6.0;2.2;4.0;1.0;"versicolor"
6.2;2.2;4.5;1.5;"versicolor"
5.5;2.4;3.8;1.1;"versicolor"
5.5;2.4;3.7;1.0;"versicolor"
6.3;2.3;4.4;1.3;"versicolor"
5.0;2.3;3.3;1.0;"versicolor"
6.0;2.2;5.0;1.5;"virginica"

What if we do a greater than now?, we don’t have that implemented.

SELECT * from pandastable where sepal_width > 2.5;

sepal_length,sepal_width,petal_length,petal_width,species
5.1;3.5;1.4;0.2;"setosa"
4.9;3.0;1.4;0.2;"setosa"
4.7;3.2;1.3;0.2;"setosa"
4.6;3.1;1.5;0.2;"setosa"
5.0;3.6;1.4;0.2;"setosa"
5.4;3.9;1.7;0.4;"setosa"
4.6;3.4;1.4;0.3;"setosa"
5.0;3.4;1.5;0.2;"setosa"

Answer is still correct! That is because Postgres will check the conditions anyways but if we want we can do that in the custom FDW and pass only the values we want to postgres.

Thoughts

This time it was really straight forward to create the Multicorn container and make simple example using pandas.

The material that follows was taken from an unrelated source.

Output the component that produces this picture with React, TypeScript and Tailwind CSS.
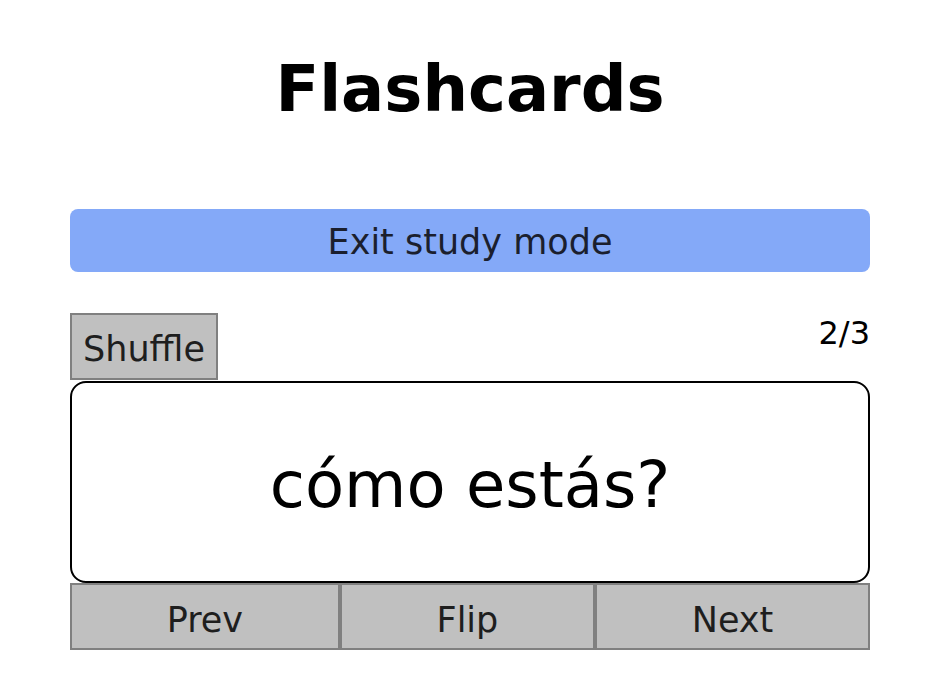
import React from "react";

export default function App() {
  const font = { fontFamily: '"DejaVu Sans", Verdana, sans-serif' };
  return (
    <div className="min-h-[695px] w-[930px] bg-white" style={font}>
      <div className="ml-[70px] w-[800px] flex flex-col">
        <h1 className="mt-[52px] text-center text-[64px] leading-[75px] font-bold text-black">
          Flashcards
        </h1>
        <button className="mt-[82px] h-[63px] w-full rounded-[8px] bg-[#84a9f8] pt-[4px] text-[35px] text-[#1b1f2e] leading-none">
          Exit study mode
        </button>
        <div className="mt-[41px] flex items-start justify-between">
          <button className="h-[67px] border-2 border-[#808080] bg-[#c0c0c0] px-[11px] pt-[5px] text-[35px] leading-none text-[#1e1e1e]">
            Shuffle
          </button>
          <span className="mt-[2px] text-[32px] leading-[37px] text-black">2/3</span>
        </div>
        <div className="mt-[1px] flex h-[202px] items-center justify-center rounded-[16px] border-2 border-black pt-[5px]">
          <span className="text-[64px] leading-none text-black">cómo estás?</span>
        </div>
        <div className="flex h-[67px]">
          <button className="flex-auto border-2 border-[#808080] bg-[#c0c0c0] pt-[8px] text-[35px] leading-none text-[#1e1e1e]">
            Prev
          </button>
          <button className="flex-auto border-2 border-[#808080] bg-[#c0c0c0] pt-[8px] text-[35px] leading-none text-[#1e1e1e]">
            Flip
          </button>
          <button className="flex-auto border-2 border-[#808080] bg-[#c0c0c0] pt-[8px] text-[35px] leading-none text-[#1e1e1e]">
            Next
          </button>
        </div>
      </div>
    </div>
  );
}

That code is far (way far) from being useful. For example is reading the CSV file every query (execute). It should be possible to load in the __init__ and use that df in the query as shown in one of Multicorn’s examples: statefdw.py.

I am not sure why Multicorn and this method is not more wildly used. One simple idea in my mind is for example: for one of the million SQL-on-Hadoop engines that are now why not make a simple FDW that sends the information to a that engine. It would make it much easier for multiple application in multiple languages to just query Postgres (Psycopg2 in python) rather than have custom libraries in multiple languages with different features on each one. It would also probably make custom DSLs like blaze and ibis target more backends easier.

For that particular example I can thing a couple of reason why not to use Multicorn. For example you cannot do some operations in the Custom FDW: a group by gets executed by Postgres using the data passed back from the FDW. Also each SQL engine has its own characteristics, features and DLL and being constrain to Postgres is probably not an option on those cases.

Another simple idea would be to have multiple services (maybe with a ZMQ API) and having postgres making the requests to those services, that way the clients can just query Postgres as an universal SQL entrypoint.